> What is expected
Retype each line exactly. Skip images.

═══

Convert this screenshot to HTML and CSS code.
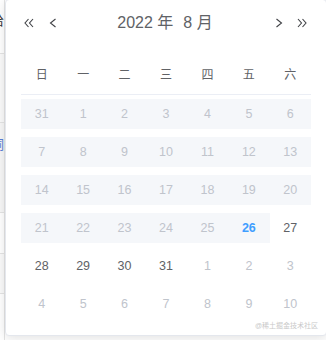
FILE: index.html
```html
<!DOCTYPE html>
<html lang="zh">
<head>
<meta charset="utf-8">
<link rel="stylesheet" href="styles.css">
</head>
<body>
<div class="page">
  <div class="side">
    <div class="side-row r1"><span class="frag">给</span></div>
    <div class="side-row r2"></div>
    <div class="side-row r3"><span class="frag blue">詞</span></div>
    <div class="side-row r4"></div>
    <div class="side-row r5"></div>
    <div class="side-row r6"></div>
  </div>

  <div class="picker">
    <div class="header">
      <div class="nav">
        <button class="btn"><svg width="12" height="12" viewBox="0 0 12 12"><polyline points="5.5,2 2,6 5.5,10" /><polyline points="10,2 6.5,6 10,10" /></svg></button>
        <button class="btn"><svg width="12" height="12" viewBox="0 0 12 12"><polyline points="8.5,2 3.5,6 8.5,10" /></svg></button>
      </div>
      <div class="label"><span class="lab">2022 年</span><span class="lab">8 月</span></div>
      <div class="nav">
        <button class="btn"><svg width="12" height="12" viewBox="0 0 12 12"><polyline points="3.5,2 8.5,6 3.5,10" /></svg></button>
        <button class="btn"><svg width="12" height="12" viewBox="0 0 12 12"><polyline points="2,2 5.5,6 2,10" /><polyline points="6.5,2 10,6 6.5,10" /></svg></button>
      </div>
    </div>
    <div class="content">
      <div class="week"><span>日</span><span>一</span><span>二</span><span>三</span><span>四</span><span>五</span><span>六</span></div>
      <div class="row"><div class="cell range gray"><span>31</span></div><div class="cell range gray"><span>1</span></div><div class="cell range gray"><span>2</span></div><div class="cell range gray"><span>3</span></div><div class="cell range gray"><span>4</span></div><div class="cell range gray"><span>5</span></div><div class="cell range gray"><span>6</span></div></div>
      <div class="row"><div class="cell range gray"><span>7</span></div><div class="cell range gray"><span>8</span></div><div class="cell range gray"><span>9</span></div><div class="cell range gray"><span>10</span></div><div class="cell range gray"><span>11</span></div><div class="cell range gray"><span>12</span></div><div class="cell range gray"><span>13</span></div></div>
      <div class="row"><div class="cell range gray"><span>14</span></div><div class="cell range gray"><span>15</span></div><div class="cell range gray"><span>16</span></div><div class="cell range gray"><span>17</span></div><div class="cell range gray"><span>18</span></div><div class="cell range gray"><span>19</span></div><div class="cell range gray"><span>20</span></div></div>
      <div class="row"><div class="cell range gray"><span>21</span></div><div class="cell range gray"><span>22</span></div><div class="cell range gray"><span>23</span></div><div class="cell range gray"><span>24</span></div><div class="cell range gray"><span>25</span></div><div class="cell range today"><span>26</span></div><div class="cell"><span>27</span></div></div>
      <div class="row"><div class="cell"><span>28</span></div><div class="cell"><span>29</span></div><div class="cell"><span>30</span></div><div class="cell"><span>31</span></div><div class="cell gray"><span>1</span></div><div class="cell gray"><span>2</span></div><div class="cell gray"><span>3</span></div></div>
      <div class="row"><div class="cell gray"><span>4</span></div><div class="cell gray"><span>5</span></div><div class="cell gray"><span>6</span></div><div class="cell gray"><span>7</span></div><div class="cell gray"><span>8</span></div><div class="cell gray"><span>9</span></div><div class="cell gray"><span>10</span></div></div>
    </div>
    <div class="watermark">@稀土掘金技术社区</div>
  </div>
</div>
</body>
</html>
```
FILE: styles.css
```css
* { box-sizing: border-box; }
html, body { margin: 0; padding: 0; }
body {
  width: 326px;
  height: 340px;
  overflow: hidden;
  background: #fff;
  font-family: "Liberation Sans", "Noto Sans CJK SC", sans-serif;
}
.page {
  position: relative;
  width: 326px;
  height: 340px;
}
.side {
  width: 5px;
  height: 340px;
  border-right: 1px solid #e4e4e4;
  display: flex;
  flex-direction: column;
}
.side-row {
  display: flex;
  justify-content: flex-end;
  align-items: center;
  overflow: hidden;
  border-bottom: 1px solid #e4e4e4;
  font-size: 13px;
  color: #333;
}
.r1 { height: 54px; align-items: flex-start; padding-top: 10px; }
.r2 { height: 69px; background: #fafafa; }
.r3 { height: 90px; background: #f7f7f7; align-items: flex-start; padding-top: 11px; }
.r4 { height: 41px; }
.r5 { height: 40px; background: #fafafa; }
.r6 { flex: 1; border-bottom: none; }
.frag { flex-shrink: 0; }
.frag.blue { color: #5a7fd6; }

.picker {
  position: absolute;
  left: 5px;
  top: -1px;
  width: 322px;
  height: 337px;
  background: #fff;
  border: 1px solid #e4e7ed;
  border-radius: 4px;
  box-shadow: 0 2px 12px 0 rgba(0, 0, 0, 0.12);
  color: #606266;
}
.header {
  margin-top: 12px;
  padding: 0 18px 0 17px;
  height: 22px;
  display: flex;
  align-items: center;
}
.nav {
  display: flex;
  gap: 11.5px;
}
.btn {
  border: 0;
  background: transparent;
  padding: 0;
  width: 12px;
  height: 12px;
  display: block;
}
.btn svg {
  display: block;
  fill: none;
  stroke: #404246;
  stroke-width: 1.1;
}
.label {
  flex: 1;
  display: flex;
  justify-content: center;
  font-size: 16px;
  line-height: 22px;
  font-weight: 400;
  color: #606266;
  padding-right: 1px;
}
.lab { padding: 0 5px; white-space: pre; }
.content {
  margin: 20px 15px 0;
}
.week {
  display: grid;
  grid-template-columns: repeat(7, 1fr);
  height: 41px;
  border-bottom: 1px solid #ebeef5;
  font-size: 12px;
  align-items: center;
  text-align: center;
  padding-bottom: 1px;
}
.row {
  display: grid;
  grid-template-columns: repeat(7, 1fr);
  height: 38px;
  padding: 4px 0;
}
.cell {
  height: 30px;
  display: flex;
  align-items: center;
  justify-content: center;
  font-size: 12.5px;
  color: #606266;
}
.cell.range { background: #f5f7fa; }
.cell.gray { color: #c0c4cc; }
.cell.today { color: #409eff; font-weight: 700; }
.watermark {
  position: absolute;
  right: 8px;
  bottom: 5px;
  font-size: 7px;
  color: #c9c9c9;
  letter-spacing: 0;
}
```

═══

> Full response
Convert this screenshot to HTML and CSS code.
FILE: index.html
```html
<!DOCTYPE html>
<html lang="zh">
<head>
<meta charset="utf-8">
<link rel="stylesheet" href="styles.css">
</head>
<body>
<div class="page">
  <div class="side">
    <div class="side-row r1"><span class="frag">给</span></div>
    <div class="side-row r2"></div>
    <div class="side-row r3"><span class="frag blue">詞</span></div>
    <div class="side-row r4"></div>
    <div class="side-row r5"></div>
    <div class="side-row r6"></div>
  </div>

  <div class="picker">
    <div class="header">
      <div class="nav">
        <button class="btn"><svg width="12" height="12" viewBox="0 0 12 12"><polyline points="5.5,2 2,6 5.5,10" /><polyline points="10,2 6.5,6 10,10" /></svg></button>
        <button class="btn"><svg width="12" height="12" viewBox="0 0 12 12"><polyline points="8.5,2 3.5,6 8.5,10" /></svg></button>
      </div>
      <div class="label"><span class="lab">2022 年</span><span class="lab">8 月</span></div>
      <div class="nav">
        <button class="btn"><svg width="12" height="12" viewBox="0 0 12 12"><polyline points="3.5,2 8.5,6 3.5,10" /></svg></button>
        <button class="btn"><svg width="12" height="12" viewBox="0 0 12 12"><polyline points="2,2 5.5,6 2,10" /><polyline points="6.5,2 10,6 6.5,10" /></svg></button>
      </div>
    </div>
    <div class="content">
      <div class="week"><span>日</span><span>一</span><span>二</span><span>三</span><span>四</span><span>五</span><span>六</span></div>
      <div class="row"><div class="cell range gray"><span>31</span></div><div class="cell range gray"><span>1</span></div><div class="cell range gray"><span>2</span></div><div class="cell range gray"><span>3</span></div><div class="cell range gray"><span>4</span></div><div class="cell range gray"><span>5</span></div><div class="cell range gray"><span>6</span></div></div>
      <div class="row"><div class="cell range gray"><span>7</span></div><div class="cell range gray"><span>8</span></div><div class="cell range gray"><span>9</span></div><div class="cell range gray"><span>10</span></div><div class="cell range gray"><span>11</span></div><div class="cell range gray"><span>12</span></div><div class="cell range gray"><span>13</span></div></div>
      <div class="row"><div class="cell range gray"><span>14</span></div><div class="cell range gray"><span>15</span></div><div class="cell range gray"><span>16</span></div><div class="cell range gray"><span>17</span></div><div class="cell range gray"><span>18</span></div><div class="cell range gray"><span>19</span></div><div class="cell range gray"><span>20</span></div></div>
      <div class="row"><div class="cell range gray"><span>21</span></div><div class="cell range gray"><span>22</span></div><div class="cell range gray"><span>23</span></div><div class="cell range gray"><span>24</span></div><div class="cell range gray"><span>25</span></div><div class="cell range today"><span>26</span></div><div class="cell"><span>27</span></div></div>
      <div class="row"><div class="cell"><span>28</span></div><div class="cell"><span>29</span></div><div class="cell"><span>30</span></div><div class="cell"><span>31</span></div><div class="cell gray"><span>1</span></div><div class="cell gray"><span>2</span></div><div class="cell gray"><span>3</span></div></div>
      <div class="row"><div class="cell gray"><span>4</span></div><div class="cell gray"><span>5</span></div><div class="cell gray"><span>6</span></div><div class="cell gray"><span>7</span></div><div class="cell gray"><span>8</span></div><div class="cell gray"><span>9</span></div><div class="cell gray"><span>10</span></div></div>
    </div>
    <div class="watermark">@稀土掘金技术社区</div>
  </div>
</div>
</body>
</html>
```
FILE: styles.css
```css
* { box-sizing: border-box; }
html, body { margin: 0; padding: 0; }
body {
  width: 326px;
  height: 340px;
  overflow: hidden;
  background: #fff;
  font-family: "Liberation Sans", "Noto Sans CJK SC", sans-serif;
}
.page {
  position: relative;
  width: 326px;
  height: 340px;
}
.side {
  width: 5px;
  height: 340px;
  border-right: 1px solid #e4e4e4;
  display: flex;
  flex-direction: column;
}
.side-row {
  display: flex;
  justify-content: flex-end;
  align-items: center;
  overflow: hidden;
  border-bottom: 1px solid #e4e4e4;
  font-size: 13px;
  color: #333;
}
.r1 { height: 54px; align-items: flex-start; padding-top: 10px; }
.r2 { height: 69px; background: #fafafa; }
.r3 { height: 90px; background: #f7f7f7; align-items: flex-start; padding-top: 11px; }
.r4 { height: 41px; }
.r5 { height: 40px; background: #fafafa; }
.r6 { flex: 1; border-bottom: none; }
.frag { flex-shrink: 0; }
.frag.blue { color: #5a7fd6; }

.picker {
  position: absolute;
  left: 5px;
  top: -1px;
  width: 322px;
  height: 337px;
  background: #fff;
  border: 1px solid #e4e7ed;
  border-radius: 4px;
  box-shadow: 0 2px 12px 0 rgba(0, 0, 0, 0.12);
  color: #606266;
}
.header {
  margin-top: 12px;
  padding: 0 18px 0 17px;
  height: 22px;
  display: flex;
  align-items: center;
}
.nav {
  display: flex;
  gap: 11.5px;
}
.btn {
  border: 0;
  background: transparent;
  padding: 0;
  width: 12px;
  height: 12px;
  display: block;
}
.btn svg {
  display: block;
  fill: none;
  stroke: #404246;
  stroke-width: 1.1;
}
.label {
  flex: 1;
  display: flex;
  justify-content: center;
  font-size: 16px;
  line-height: 22px;
  font-weight: 400;
  color: #606266;
  padding-right: 1px;
}
.lab { padding: 0 5px; white-space: pre; }
.content {
  margin: 20px 15px 0;
}
.week {
  display: grid;
  grid-template-columns: repeat(7, 1fr);
  height: 41px;
  border-bottom: 1px solid #ebeef5;
  font-size: 12px;
  align-items: center;
  text-align: center;
  padding-bottom: 1px;
}
.row {
  display: grid;
  grid-template-columns: repeat(7, 1fr);
  height: 38px;
  padding: 4px 0;
}
.cell {
  height: 30px;
  display: flex;
  align-items: center;
  justify-content: center;
  font-size: 12.5px;
  color: #606266;
}
.cell.range { background: #f5f7fa; }
.cell.gray { color: #c0c4cc; }
.cell.today { color: #409eff; font-weight: 700; }
.watermark {
  position: absolute;
  right: 8px;
  bottom: 5px;
  font-size: 7px;
  color: #c9c9c9;
  letter-spacing: 0;
}
```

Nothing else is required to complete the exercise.